The Book, Cat, & Cat Book Lovers Almanac

of historical trivia regarding books, cats, and other animals. Actually this blog has evolved so that it is described better as a blog about cats in history and culture. And we take as a theme the advice of Aldous Huxley: If you want to be a writer, get some cats. Don't forget to see the archived articles linked at the bottom of the page.

August 22, 2015

August 22, 1978

Adam Thirlwell (August 22, 1978) is a writer whose novels are consistently prize winning. His latest book is titled Lurid & Cute (2015). Very recently Thirlwell was made the London editor of the Paris Review. You might think a book review in which cats interview an author would be a big hit in certain quarters. We excerpt such an interview below.

Here's the setup:

S**t My Cats Read is a regular feature in which Uni and Chloe Zola Volcano — two erudite kittens from Bedford-Stuyvesant, Brooklyn — engage in dialogues with some of the sharpest minds of our times. Conversations are facilitated by their tireless helpmate, Scott Indrisek.
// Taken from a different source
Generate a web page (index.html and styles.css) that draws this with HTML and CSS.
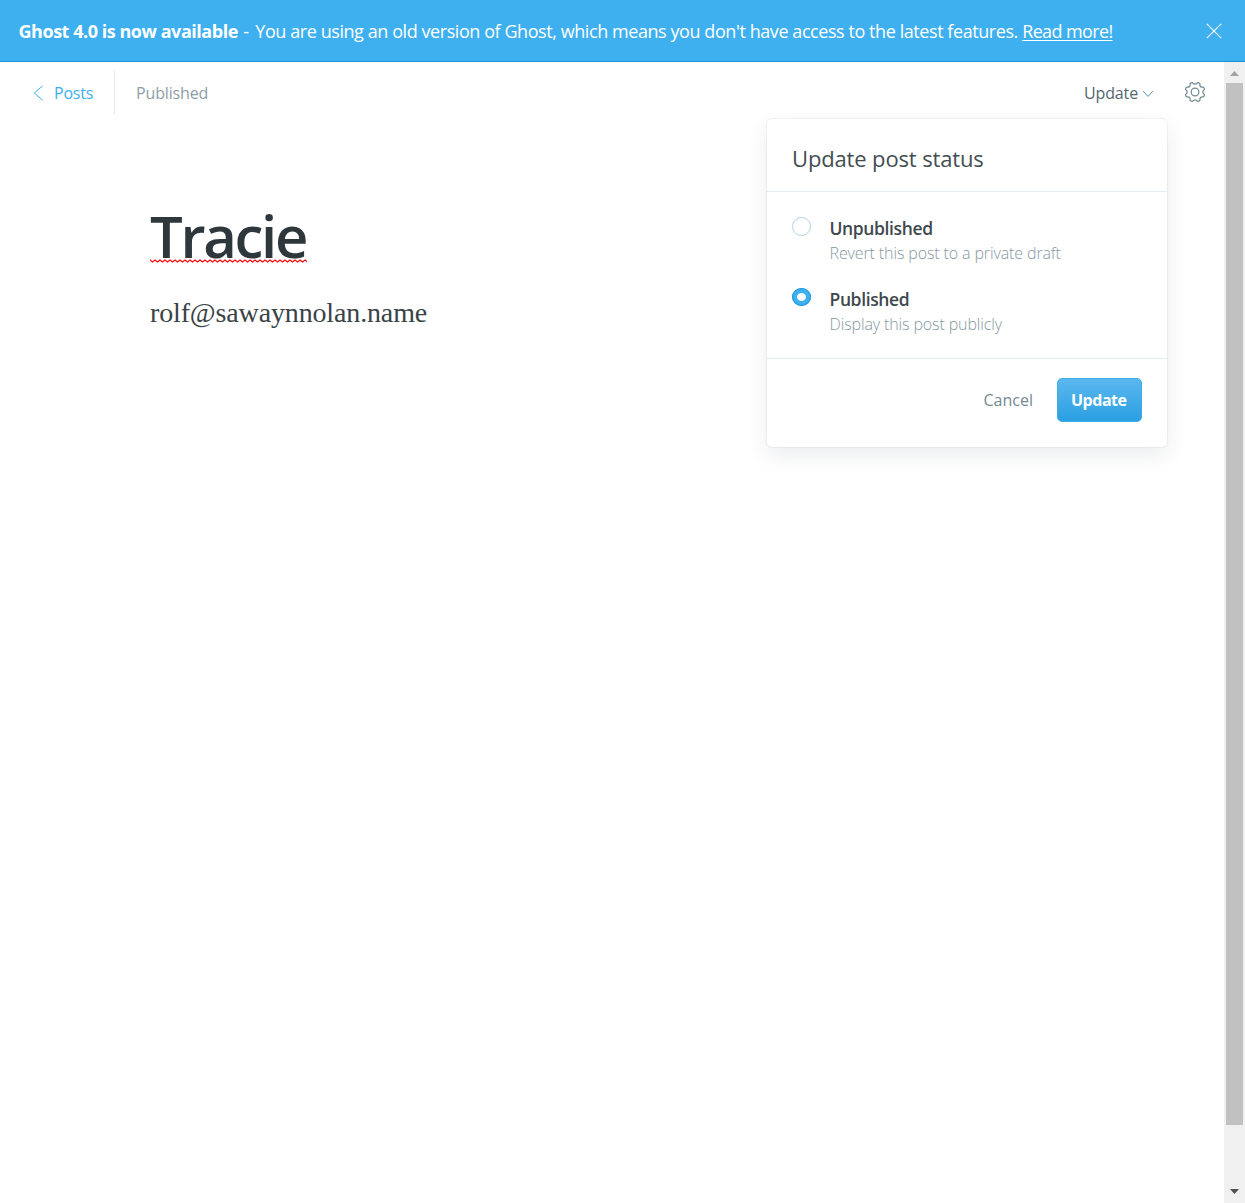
FILE: index.html
```html
<!DOCTYPE html>
<html lang="en">
<head>
<meta charset="utf-8">
<title>Tracie - Ghost editor</title>
<link rel="stylesheet" href="styles.css">
</head>
<body>
<div class="app">
  <aside class="banner">
    <p class="banner-text"><b class="banner-strong">Ghost 4.0 is now available</b><span class="banner-dash"> - </span><span class="banner-copy">You are using an old version of Ghost, which means you don't have access to the latest features. </span><a class="banner-link" href="#">Read more!</a></p>
    <svg class="close" width="16" height="16" viewBox="0 0 16 16"><path d="M.8.8l14.4 14.4M15.2.8L.8 15.2"/></svg>
  </aside>
  <div class="viewport">
    <main class="editor">
      <header class="toolbar">
        <a class="back" href="#"><svg class="chevron-left" width="11" height="16" viewBox="0 0 11 16"><path d="M9.7.9L1.2 8l8.5 7.1"/></svg><span class="back-label">Posts</span></a>
        <span class="status">Published</span>
        <button class="update-trigger"><span class="trigger-label">Update</span><svg class="chevron-down" width="12" height="8" viewBox="0 0 12 8"><path d="M1.2 1.2L6 6.4l4.8-5.2"/></svg></button>
        <svg class="gear" width="22" height="22" viewBox="-11.5 -11.5 23 23"><path d="M9.85-2.64Q6.4 0 9.85 2.64Q10 4.1 8.83 5.1Q4.5 4.5 5.1 8.83Q4.1 10 2.64 9.85Q0 6.4-2.64 9.85Q-4.1 10-5.1 8.83Q-4.5 4.5-8.83 5.1Q-10 4.1-9.85 2.64Q-6.4 0-9.85-2.64Q-10-4.1-8.83-5.1Q-4.5-4.5-5.1-8.83Q-4.1-10-2.64-9.85Q0-6.4 2.64-9.85Q4.1-10 5.1-8.83Q4.5-4.5 8.83-5.1Q10-4.1 9.85-2.64Z"/><circle r="4"/></svg>
      </header>
      <article class="post">
        <h1 class="post-title"><span class="misspelt">Tracie<svg class="squiggle" width="157" height="4"><defs><pattern id="wave" width="5" height="4" patternUnits="userSpaceOnUse"><path d="M-1 1.8L0 1L2.5 3L5 1L6 1.8"/></pattern></defs><rect width="157" height="4" fill="url(#wave)"/></svg></span></h1>
        <p class="post-body">rolf@sawaynnolan.name</p>
      </article>
      <section class="menu">
        <h2 class="menu-title">Update post status</h2>
        <div class="options">
          <div class="option">
            <span class="radio"></span>
            <div><div class="option-name">Unpublished</div><div class="option-note">Revert this post to a private draft</div></div>
          </div>
          <div class="option">
            <span class="radio radio-on"></span>
            <div><div class="option-name">Published</div><div class="option-note">Display this post publicly</div></div>
          </div>
        </div>
        <footer class="menu-footer"><button class="cancel">Cancel</button><button class="confirm">Update</button></footer>
      </section>
    </main>
    <div class="scrollbar">
      <svg class="arrow-up" width="9" height="5"><path d="M0 5L4.5 0L9 5Z"/></svg>
      <div class="thumb"></div>
      <svg class="arrow-down" width="9" height="5"><path d="M0 0L4.5 5L9 0Z"/></svg>
    </div>
  </div>
</div>
</body>
</html>
```
FILE: styles.css
```css
* { box-sizing: border-box; }
body { margin: 0; background: #fff; font-family: "Open Sans", "Noto Sans", sans-serif; }
h1, h2, p { margin: 0; }
button { border: 0; background: none; padding: 0; font: inherit; }
svg { display: block; fill: none; flex: none; }
a { text-decoration: none; }

.app { display: flex; flex-direction: column; height: 1203px; overflow: hidden; }

.banner { display: flex; align-items: center; justify-content: space-between; height: 62px; padding: 0 23.5px 0 18.5px; background: #3eb0ef; border-bottom: 1px solid #1a93d8; color: #fff; }
.banner-text { font-size: 18px; line-height: 24px; white-space: pre; }
.banner-strong { font-weight: 700; letter-spacing: -0.46px; }
.banner-dash { letter-spacing: 0.75px; }
.banner-copy { letter-spacing: -0.43px; }
.banner-link { color: #fff; letter-spacing: -0.62px; text-decoration: underline; text-decoration-thickness: 1px; text-underline-offset: 2px; }
.close { stroke: #fff; stroke-width: 1.1; }

.viewport { display: flex; flex: 1; }
.editor { position: relative; flex: 1; }

.toolbar { display: flex; align-items: center; height: 62px; padding: 0 18px 0 33px; font-size: 16px; line-height: 22px; }
.back { display: flex; align-items: center; gap: 10px; width: 82px; height: 45px; margin-top: -1px; border-right: 1px solid #e3edf3; color: #3eb0ef; }
.chevron-left { stroke: #3eb0ef; stroke-width: 1; }
.back-label { letter-spacing: -0.2px; }
.status { margin-left: 21px; letter-spacing: -0.15px; color: #8c9ea8; }
.update-trigger { display: flex; align-items: center; gap: 4px; margin-left: auto; color: #54666d; }
.trigger-label { letter-spacing: -0.15px; }
.chevron-down { margin-top: 2px; stroke: #5b8ca3; stroke-width: 1; }
.gear { margin-left: 30px; margin-top: -2px; stroke: #738a94; stroke-width: 1.3; }

.post { padding: 75px 150px 0; color: #2e373c; }
.post-title { font-size: 58px; font-weight: 600; line-height: 74px; }
.misspelt { position: relative; letter-spacing: -2.3px; }
.squiggle { position: absolute; left: 0; bottom: 12px; }
.squiggle path { stroke: #f00; stroke-width: 1.2; }
.post-body { margin-top: 22px; font-family: "Liberation Serif", serif; font-size: 28px; line-height: 36px; letter-spacing: -0.14px; color: #3a4347; }

.menu { position: absolute; left: 767px; top: 57px; width: 400px; height: 328px; background: #fff; border-radius: 5px; box-shadow: 0 0 0 1px rgba(99,114,130,.07), 0 8px 22px rgba(27,39,51,.09); }
.menu-title { height: 73px; padding: 24px 25px 0; border-bottom: 1px solid #e5edf3; font-size: 22px; font-weight: 400; line-height: 30px; letter-spacing: -0.14px; color: #434e53; }
.options { display: flex; flex-direction: column; gap: 23px; height: 167px; padding: 25px; border-bottom: 1px solid #e3edf3; }
.option { display: flex; gap: 18.5px; height: 48px; }
.radio { flex: none; width: 19px; height: 19px; border: 1px solid #b5d2e4; border-radius: 50%; }
.radio-on { height: 18px; background: #fff; border: 5px solid #3eb0ef; outline: 1px solid #1e98df; outline-offset: -1px; }
.option-name { margin-top: -1px; font-size: 17.5px; font-weight: 600; line-height: 24px; letter-spacing: -0.38px; color: #3e484d; }
.option-note { padding-top: 1px; font-size: 16px; font-weight: 300; line-height: 24px; letter-spacing: -0.12px; color: #8598a1; }
.menu-footer { display: flex; align-items: center; justify-content: flex-end; gap: 24px; padding: 19px 25px; font-size: 16px; }
.cancel { color: #738a94; }
.confirm { width: 85px; height: 44px; padding-right: 1.5px; border: 1px solid #3eade9; border-radius: 5px; background: linear-gradient(#5bb8ef, #2a9fe2); color: #fff; font-weight: 700; letter-spacing: -0.45px; }

.scrollbar { display: flex; flex-direction: column; align-items: center; width: 21px; background: #f0f0f0; }
.arrow-up { margin: 9px 0 7px; fill: #a3a3a3; }
.thumb { width: 17px; height: 1042px; background: #c1c1c1; }
.arrow-down { margin-top: 64px; fill: #505050; }
```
and parts of the interview.

[Uni and Chloe]:
The narrator of “Lurid & Cute” is, in many ways, exceedingly feline: he spends his days in a sort of cloud of irresponsibility .....


[Adam Thirlwell]
..I think it’s possible to argue that this narrator of mine — kooky, sure — is more like a machine for trying to resist the usual categories of time and space and how to organize your time and space. He has this terror of wasting time, which means he in fact spends all his time wondering how best to be spending his time — which I guess you could see as a waste of time itself, from another perspective… But then, this isn’t new. Marcel Proust loved cats and he has another narrator who’s confused by how far time lost is also time wasted.

[cats] 
In many ways this is also a story of boredom, and of what can be done to eliminate boredom — how to generate excitement. But is there anything wrong with boredom? It seems like you humans are engaged in a constant, and somewhat pathetic, struggle to become unbored. It rarely ends well.


[Thirlwell] 
The basic problem is the everyday, and this is something I do think cats are onto. There’s some Blanchot line: “The everyday escapes you. That’s its definition.” And I think that kind of listlessness of the everyday which he’s describing is the basic human condition. And sure it might be better to be more feline and just sit around chasing laser dots, but is it wrong to wish for something grander in your distractions from the everyday? Just because something doesn’t end well, after all, isn’t a reason not to do it.....

[cats] 
Your narrator is an odd bird — somewhat appallingly detached from the real emotional meat of life (or at least the real feelings of others), and yet simultaneously possessed of an almost painful empathy (“When I step into the world, all I hear is a catalogue of sighs”). We kept thinking of him as a kind of highly empathetic sociopath, which of course is a colossal oxymoron…

[Thirlwell] 
Yes, yes! And in fact I don’t think that’s so unusual. There’s a moment in Kafka’s diary where he’s reading Dickens and notes the “heartlessness behind his sentimentally overflowing style,” and that oxymoronic psychopathy gets exaggerated in Kafka’s own writing, where people are suddenly bursting into tears, but not caring about large violence. It’s comic but also tragic: that no one can be as meticulous as they might like in their compassion. This narrator of mine is just a blown-up version of that difficult condition.

[cats]
What are three other novels you would recommend we read after “Lurid & Cute,” that might have some sort of rhyming resonance with what you were aiming for in this book?


[Thirlwell]
Marcel Proust, “A la recherche du temps perdu”; Knut Hamsun, “Hunger”; Italo Svevo, “The Confessions of Zeno.”....

[cats]
 .... Can you tell us a bit about the animal companions in your own life, ...

[Thirlwell] 
We live with a blameless whippet. I know, I know, he’s a dog: but the whippet is the most cat-like of the world’s dogs, I think. He is pure indolence and self-cleaning..... [T]here’s something that fascinates me about humans and their animal companions. It’s such a strange relationship, a little like the relationship between a human and his therapist, in its mixture of blankness and deep feeling. A human’s moral education is much more obvious against the silhouette of their animal-relations — much more than how they are among other guilty humans. All animals are innocent and perfect.


Well, at least this blog makes mine look moderate.